James Gee, Hidden Agenda, among others have appeared to advocate Stealth Learning practices in games (Gee: "Learning works best when the learners are so caught up in their goals that they don't realize they are learning, or how much they are learning, or where they actively seek new learning inside and outside the game"), but fundamentally, I don't think that's what's going on in games, and I'm not sure that Gee means to endorse the practice of stealth learning.

Rather, games are allowing students to reject the backwards methods of learning public education has developed for the last 80 years. These methods are primarily centered around mass assessment, not individual benefit.
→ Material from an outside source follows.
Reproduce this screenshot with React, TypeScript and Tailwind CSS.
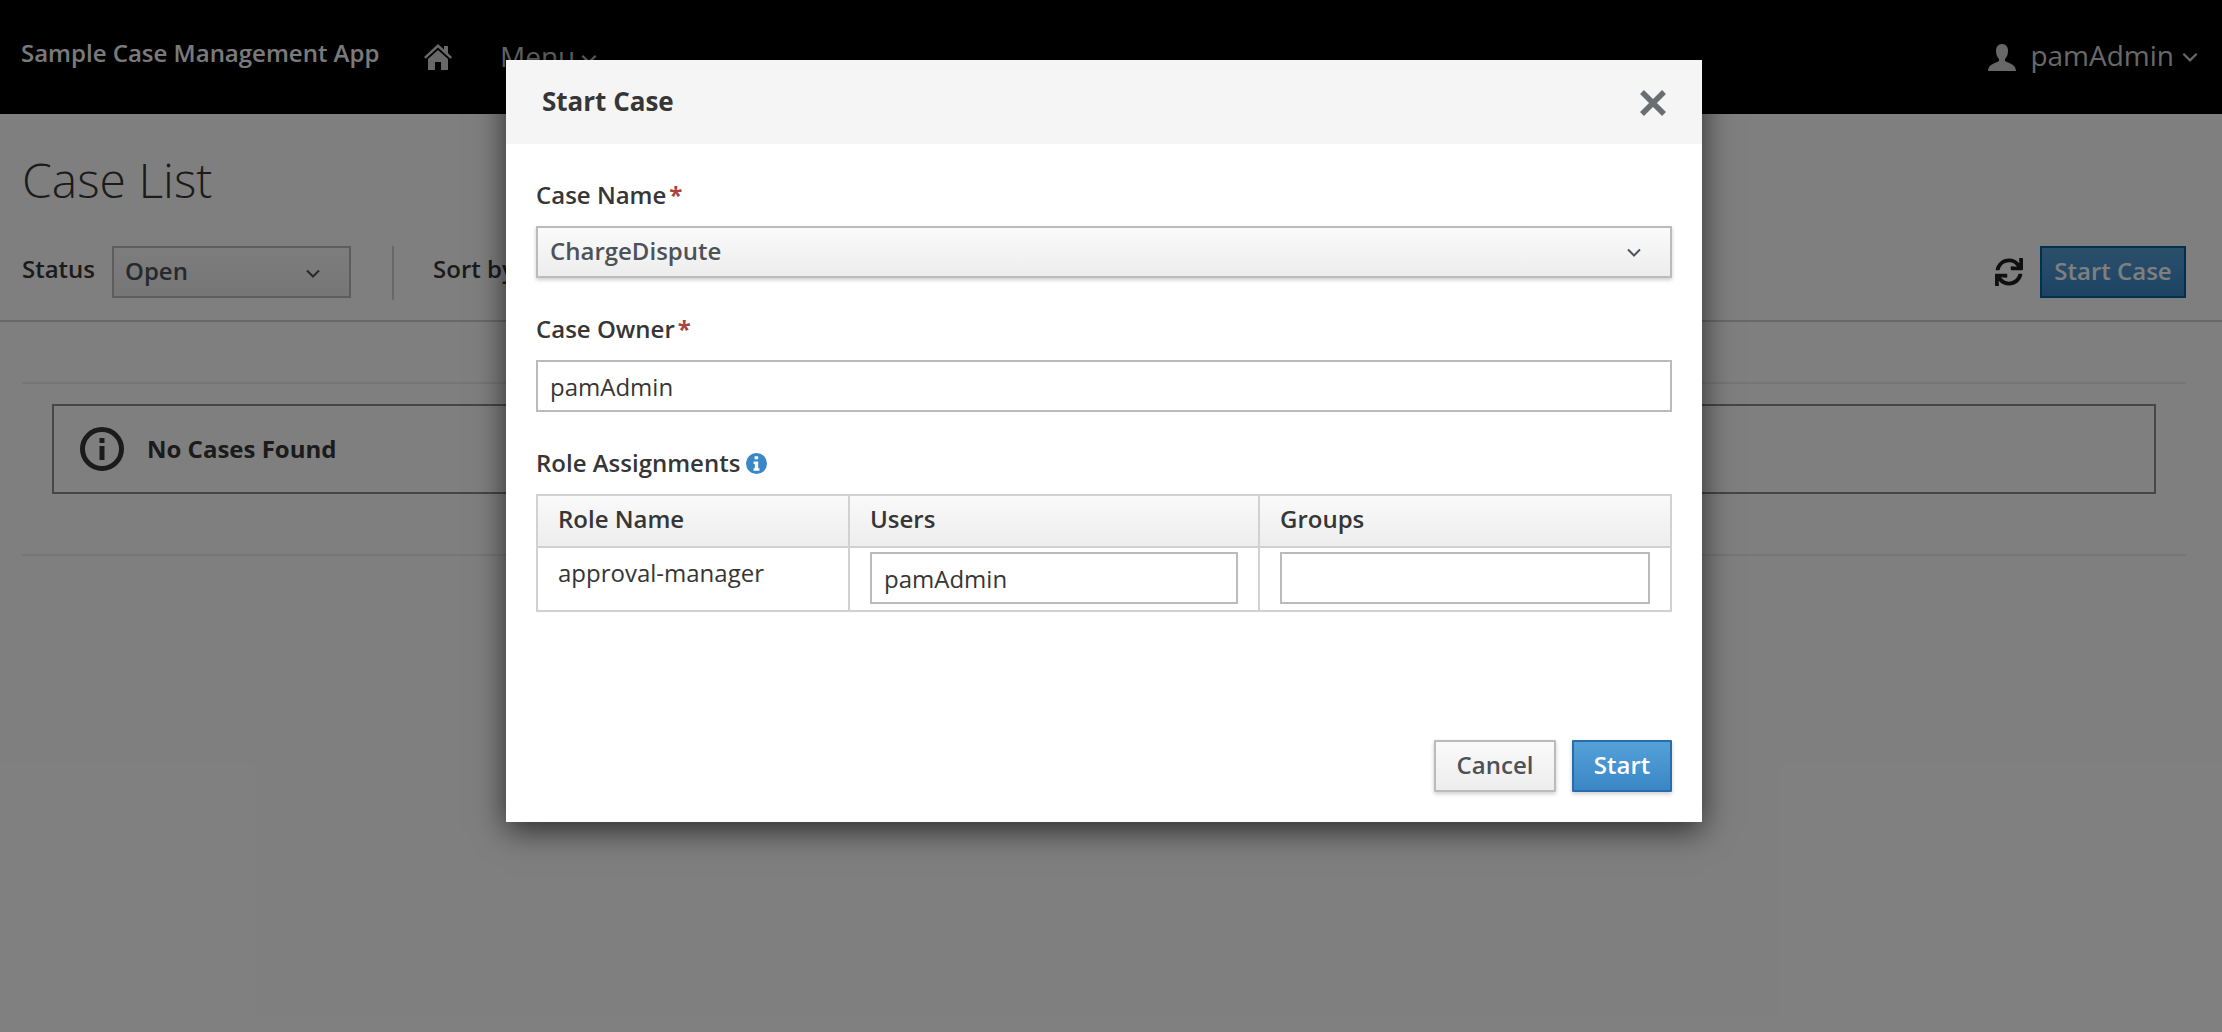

And as teachers like Phillip Jackson and John Gotto have argued, education is more focused on breeding acquiescence than curiosity (the "Hidden Curriculum"). If anything, games might disrupt the "traditional" process of education by reintroducing experimental and qualitative practice. I suppose it's possible that games will open a space for further revision of educational practice, but even Gee's book doesn't go that far.

Comments (1)

Educational games have been around for as long as I can remember, most likely longer than that. I grew up playing Math Blaster, Gizmos and Gadgets, Reader Rabbit, and other games of the sort. All of them were educational, but at the same time they had something appealing to me. I could learn academic fundamentals while enjoying myself, how cool was that?! That being said, I personally do not feel that a virtual simulation of a classroom could be classified as a game. The games that I listed all incorporated educational material in a fun environment, whether I needed to figure out a math problem to reload my alien blaster, or spell a word right to rescue some little elf. Where is this appeal in the "game" this article is about?

While I will have to give it to Harvard for attempting to make a higher-level educational game, I doubt they thought the entire concept through carefully. When a middle schooler is sitting on a computer, and this computer has a simulation of school on it, will the middle schooler follow the simulation or will he bring up Snood or Solitaire? Secondly, when a student screws something up in a simulation, or has a question, where does he go? Although a virtual teacher could have a pretty impressive AI, I sincerely doubt it could answer all questions as thoroughly as a real teacher in the flesh and blood.

When creating a game, the designer(s) must always keep in mind that it needs to stay a game. It doesn't appear to me that this game followed this guideline. On the drawing board it may have sounded like a good idea, but this simulation lacks too much to replace learning in a real classroom, and focuses too much on education to remain a true game.